§ **OBJECTIVE**
Check the listing below for lines with the word "this" and say how many there are, with nothing but the number.

--- Start MATERIAL ---

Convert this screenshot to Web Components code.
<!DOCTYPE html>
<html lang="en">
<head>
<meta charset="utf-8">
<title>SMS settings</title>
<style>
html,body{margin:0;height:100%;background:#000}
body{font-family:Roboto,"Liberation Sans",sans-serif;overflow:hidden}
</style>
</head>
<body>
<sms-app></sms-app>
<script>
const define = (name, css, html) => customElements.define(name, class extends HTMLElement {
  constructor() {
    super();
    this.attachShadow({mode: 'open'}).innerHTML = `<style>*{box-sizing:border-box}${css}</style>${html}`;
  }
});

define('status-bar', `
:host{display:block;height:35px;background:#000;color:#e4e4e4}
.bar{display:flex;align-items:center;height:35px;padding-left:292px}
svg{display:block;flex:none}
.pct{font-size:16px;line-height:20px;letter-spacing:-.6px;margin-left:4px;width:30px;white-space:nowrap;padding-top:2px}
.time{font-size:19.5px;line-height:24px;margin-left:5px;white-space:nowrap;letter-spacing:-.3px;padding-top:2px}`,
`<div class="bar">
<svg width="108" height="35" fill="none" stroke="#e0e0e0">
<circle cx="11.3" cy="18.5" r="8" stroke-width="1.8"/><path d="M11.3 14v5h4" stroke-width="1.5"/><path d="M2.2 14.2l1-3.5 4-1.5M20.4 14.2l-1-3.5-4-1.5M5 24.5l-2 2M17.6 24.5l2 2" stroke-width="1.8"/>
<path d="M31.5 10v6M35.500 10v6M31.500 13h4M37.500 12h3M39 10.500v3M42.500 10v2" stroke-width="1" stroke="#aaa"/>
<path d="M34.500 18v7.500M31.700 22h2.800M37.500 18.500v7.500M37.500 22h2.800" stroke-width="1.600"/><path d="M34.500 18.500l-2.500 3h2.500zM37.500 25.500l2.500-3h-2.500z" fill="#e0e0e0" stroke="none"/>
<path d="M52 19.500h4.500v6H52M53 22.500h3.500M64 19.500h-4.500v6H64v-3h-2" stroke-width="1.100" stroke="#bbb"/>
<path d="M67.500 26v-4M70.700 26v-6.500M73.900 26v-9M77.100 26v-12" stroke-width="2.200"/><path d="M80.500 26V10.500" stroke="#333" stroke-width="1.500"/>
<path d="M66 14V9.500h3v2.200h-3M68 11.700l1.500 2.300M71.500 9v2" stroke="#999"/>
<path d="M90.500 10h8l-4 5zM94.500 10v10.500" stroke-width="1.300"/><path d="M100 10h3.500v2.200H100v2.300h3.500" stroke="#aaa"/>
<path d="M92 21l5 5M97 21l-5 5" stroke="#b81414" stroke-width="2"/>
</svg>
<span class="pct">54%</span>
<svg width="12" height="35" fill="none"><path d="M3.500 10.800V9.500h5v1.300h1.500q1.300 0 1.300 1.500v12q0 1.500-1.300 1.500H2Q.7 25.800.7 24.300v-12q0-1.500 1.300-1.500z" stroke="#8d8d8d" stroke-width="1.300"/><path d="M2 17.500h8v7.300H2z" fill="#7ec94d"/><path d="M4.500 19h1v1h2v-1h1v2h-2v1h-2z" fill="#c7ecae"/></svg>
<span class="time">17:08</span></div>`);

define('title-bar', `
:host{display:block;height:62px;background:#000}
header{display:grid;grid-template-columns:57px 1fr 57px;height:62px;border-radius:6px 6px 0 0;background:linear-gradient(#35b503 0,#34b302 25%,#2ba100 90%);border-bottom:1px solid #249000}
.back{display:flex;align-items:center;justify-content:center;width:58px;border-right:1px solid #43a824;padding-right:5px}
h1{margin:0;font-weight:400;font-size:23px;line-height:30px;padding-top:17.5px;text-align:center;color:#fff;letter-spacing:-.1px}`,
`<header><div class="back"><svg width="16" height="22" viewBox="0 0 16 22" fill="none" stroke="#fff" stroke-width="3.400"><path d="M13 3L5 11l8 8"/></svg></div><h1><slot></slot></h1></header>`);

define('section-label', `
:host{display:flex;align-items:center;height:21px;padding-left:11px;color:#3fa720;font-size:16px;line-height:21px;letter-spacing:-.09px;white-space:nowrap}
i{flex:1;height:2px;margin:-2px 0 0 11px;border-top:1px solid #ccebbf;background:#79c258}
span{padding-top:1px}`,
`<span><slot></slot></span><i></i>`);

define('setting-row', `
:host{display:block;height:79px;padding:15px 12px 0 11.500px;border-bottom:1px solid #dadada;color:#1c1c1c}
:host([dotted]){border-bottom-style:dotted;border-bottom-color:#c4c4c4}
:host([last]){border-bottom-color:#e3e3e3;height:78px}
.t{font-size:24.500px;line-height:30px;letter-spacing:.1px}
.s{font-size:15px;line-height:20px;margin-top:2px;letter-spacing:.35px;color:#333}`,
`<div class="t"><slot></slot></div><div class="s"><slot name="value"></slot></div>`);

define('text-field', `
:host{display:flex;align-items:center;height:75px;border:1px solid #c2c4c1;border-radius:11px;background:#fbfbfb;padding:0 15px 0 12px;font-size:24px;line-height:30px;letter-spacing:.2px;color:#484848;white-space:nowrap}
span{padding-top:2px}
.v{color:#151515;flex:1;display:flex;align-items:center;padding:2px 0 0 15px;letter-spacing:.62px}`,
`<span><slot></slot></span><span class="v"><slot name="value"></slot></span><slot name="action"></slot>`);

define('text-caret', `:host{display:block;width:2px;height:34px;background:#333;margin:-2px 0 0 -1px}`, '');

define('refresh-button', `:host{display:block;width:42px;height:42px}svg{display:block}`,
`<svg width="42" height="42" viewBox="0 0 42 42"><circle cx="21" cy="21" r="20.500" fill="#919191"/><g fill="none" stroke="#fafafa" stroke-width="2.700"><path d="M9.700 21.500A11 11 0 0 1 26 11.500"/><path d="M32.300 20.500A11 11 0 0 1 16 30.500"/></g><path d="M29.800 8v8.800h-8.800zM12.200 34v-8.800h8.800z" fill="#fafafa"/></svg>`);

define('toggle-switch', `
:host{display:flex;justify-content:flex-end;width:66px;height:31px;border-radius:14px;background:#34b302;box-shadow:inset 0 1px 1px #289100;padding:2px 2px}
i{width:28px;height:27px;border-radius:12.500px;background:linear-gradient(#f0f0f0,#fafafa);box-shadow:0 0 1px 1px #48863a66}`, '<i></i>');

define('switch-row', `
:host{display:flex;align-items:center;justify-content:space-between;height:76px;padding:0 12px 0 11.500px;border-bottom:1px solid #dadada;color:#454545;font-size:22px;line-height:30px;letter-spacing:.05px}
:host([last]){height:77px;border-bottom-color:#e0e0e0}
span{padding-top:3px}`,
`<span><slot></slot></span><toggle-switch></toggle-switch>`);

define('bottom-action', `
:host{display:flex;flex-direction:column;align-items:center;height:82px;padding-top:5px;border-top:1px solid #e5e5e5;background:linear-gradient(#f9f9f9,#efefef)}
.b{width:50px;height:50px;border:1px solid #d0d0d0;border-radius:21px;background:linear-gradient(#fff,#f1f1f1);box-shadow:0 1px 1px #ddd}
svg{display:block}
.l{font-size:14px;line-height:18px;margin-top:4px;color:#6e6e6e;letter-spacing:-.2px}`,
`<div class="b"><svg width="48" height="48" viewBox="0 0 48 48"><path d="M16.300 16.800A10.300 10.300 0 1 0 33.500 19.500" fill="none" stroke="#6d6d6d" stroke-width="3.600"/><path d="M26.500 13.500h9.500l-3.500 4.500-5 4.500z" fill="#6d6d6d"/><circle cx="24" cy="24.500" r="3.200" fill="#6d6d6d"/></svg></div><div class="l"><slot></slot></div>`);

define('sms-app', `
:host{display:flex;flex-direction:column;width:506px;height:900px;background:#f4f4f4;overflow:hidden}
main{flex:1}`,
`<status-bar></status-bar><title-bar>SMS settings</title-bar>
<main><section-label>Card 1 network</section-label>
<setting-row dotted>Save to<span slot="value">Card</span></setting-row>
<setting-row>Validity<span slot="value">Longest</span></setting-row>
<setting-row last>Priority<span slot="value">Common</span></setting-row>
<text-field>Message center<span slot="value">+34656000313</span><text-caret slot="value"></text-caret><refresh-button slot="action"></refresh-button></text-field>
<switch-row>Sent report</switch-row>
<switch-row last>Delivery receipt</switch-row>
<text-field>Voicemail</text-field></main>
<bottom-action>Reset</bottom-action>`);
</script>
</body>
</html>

--- End MATERIAL ---

§ **ANSWER FOR THE TASK**
2